Substantial Performance Breach
When a party fails to perform as contemplated by the contract there has been a breach. However, a breach does not necessarily excuse the other party’s obligations to perform. When there has been substantial performance (nonbreaching party has received a substantial benefit of the bargain), the nonbreaching party must still perform its obligations under the K until there is apparent refusal to continue.
Express Warranty
is one which sits on the face of the contract and entitles the buyer to rely on such warranty. Express warranties cannot be disclaimed by a subsequent statement in the contract saying that there “are no warranties expressed or implied.”
Valid Contract
In order to bring a successful breach of contract claim, there must first be a showing of a valid contract. To form a valid contract, there must be an offer, acceptance, and consideration.
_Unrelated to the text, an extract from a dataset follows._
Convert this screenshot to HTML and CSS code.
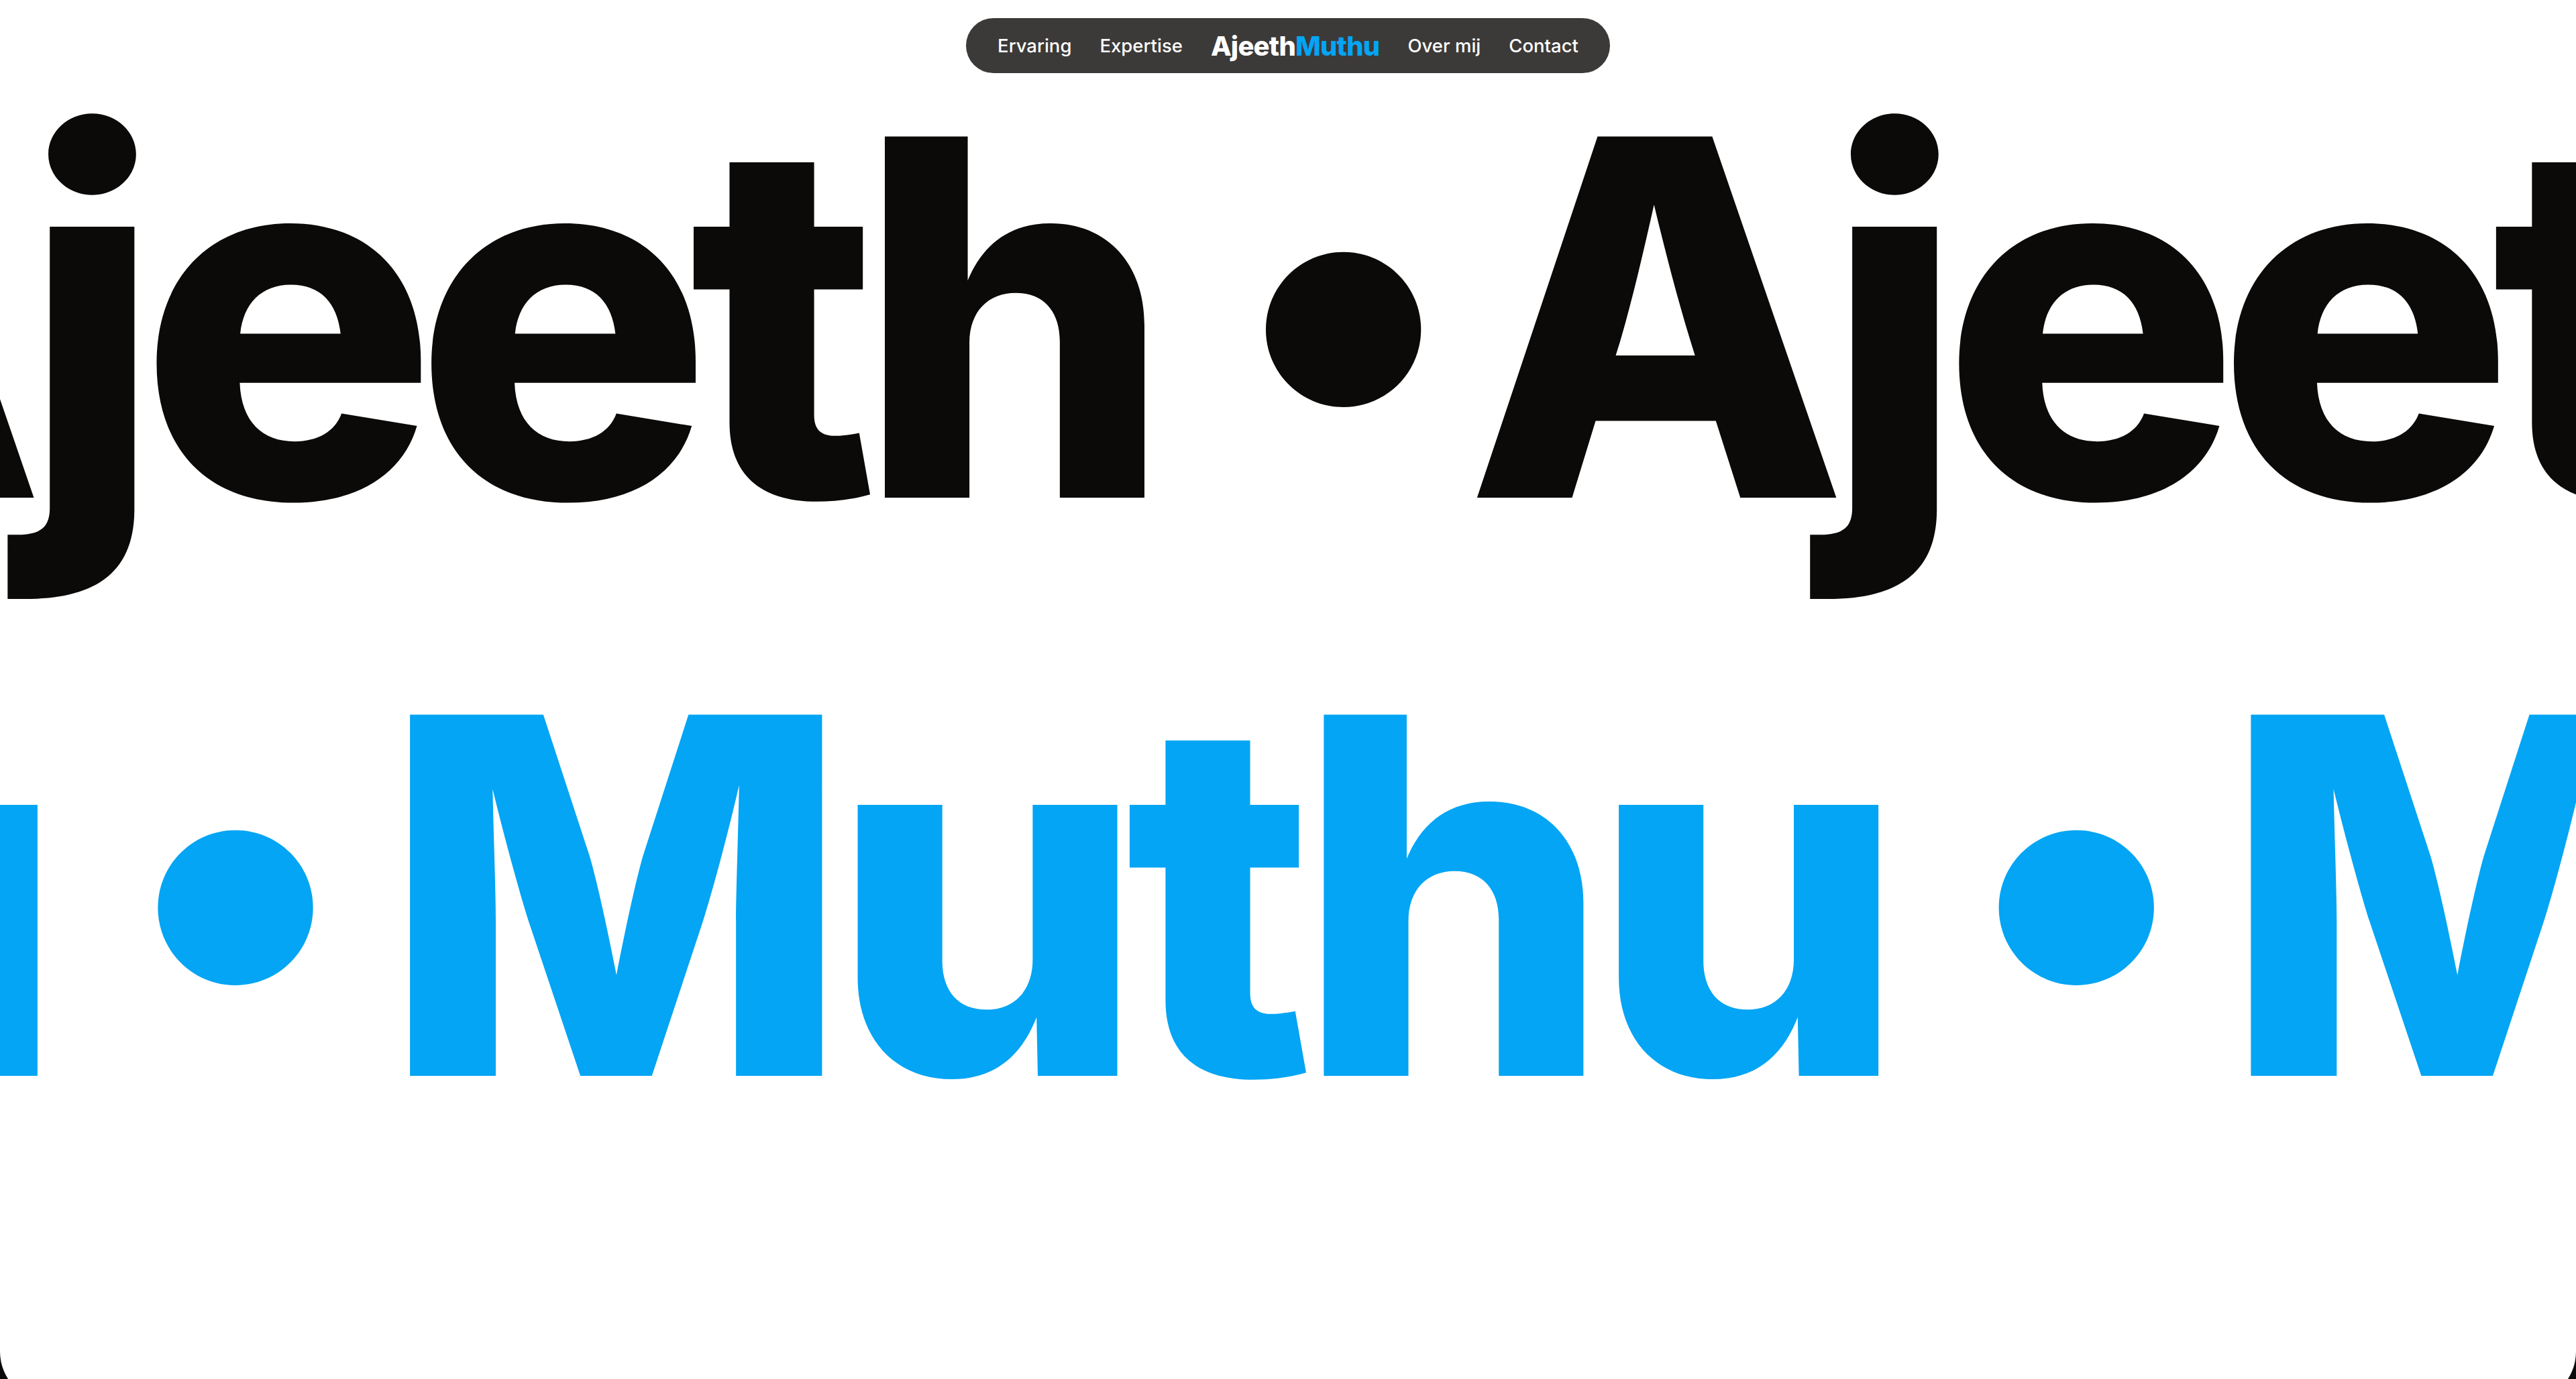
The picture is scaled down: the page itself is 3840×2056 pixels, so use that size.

Additionally, there must be no grounds for a valid defense to formation.
Mutual Assent
Parties to a contract must manifest mutual assent to be parties to the contract. This is typically shown through offer and acceptance.
Consideration
Is necessary for there to be a valid contract. Typically, a showing of consideration is done by facts evidencing the parties have obtained a legal benefit or detriment through the contract.
Mutual Mistake
A mutual mistake occurs when both parties have a belief not in accord with the facts as to a material fact underlying the contract which causes a material change in performance of the contract and for which neither party held the risk of mistake.
Parol Evidence Rule
Makes evidence of oral or written communications between K parties, made prior or contemporaneous to the written K, inadmissible if they contradict the K and the K was meant to be a complete integration of the K. Typically, to show a complete integration, the parties to the K will include a merger clause or specifically state in the K that the K is meant to encompass the entirety of the agreement. Prior terms of clarification are admissible.
Expectation Damages
Are the default damages in contract. They are meant to place the nonbreaching party in the same position it would be in had the breaching party performed.
Consequential Damages
Are those that arise as a result of the breach that are foreseeable to the parties, caused by the breach, and reasonably certain.
Incidental Damages
Are those damages that flow from the breach. This includes damages for expenses incurred to inspect goods, ship back nonconforming goods, or to warehouse nonconforming goods.
Restitution
Is available when a plaintiff confers a benefit to the defendant, without gratuitous intent, and it would be unjust to allow the defendant to keep that benefit without compensation. Can be calculated either by the value of the benefit conferred on the defendant or the cost to the plaintiff in conferring that benefit.
Duty to Mitigate
When a plaintiff suffers a breach, they have a duty to mitigate damages.
Vague/Ambiguous Terms
Courts typically construe terms in the K in their plain and simple meaning. When there are multiple ways to construe a certain term, then the courts will look first to the prior history between the contracting parties, if any, to define how they treated the meaning of those vague and ambiguous terms in the past. If there is no contractual history, the courts will to custom and usage in the industry to define the terms.
Offer
Must evince an objective intent to enter into an agreement, lay out sufficiently certain and definite terms such that the contract is capable of being enforced, and must be communicated to the offeree. Under the UCC, the key term for an offer to be sufficiently definite is the quantity term, and all other terms may usually be filled in by the court.
Acceptance
May be made by any means reasonable prior to the offer’s termination. Depending on the contract, acceptance can be oral or required in writing.
Consideration
Requires that there be 1)bargained for exchange 2) of legally valuable detriment. A bargained for exchange requires the promise induce the detriment and the detriment induce the promise.
UCC SoF Exceptions
1) Where one party has partially performed on the agreement (partial performance); 2) where promissory estoppel applies; 3) where the contract is for specially manufactured goods, after substantial performance has begun and the goods cannot be reasonably be resold; and 4) a merchants confirmatory memo.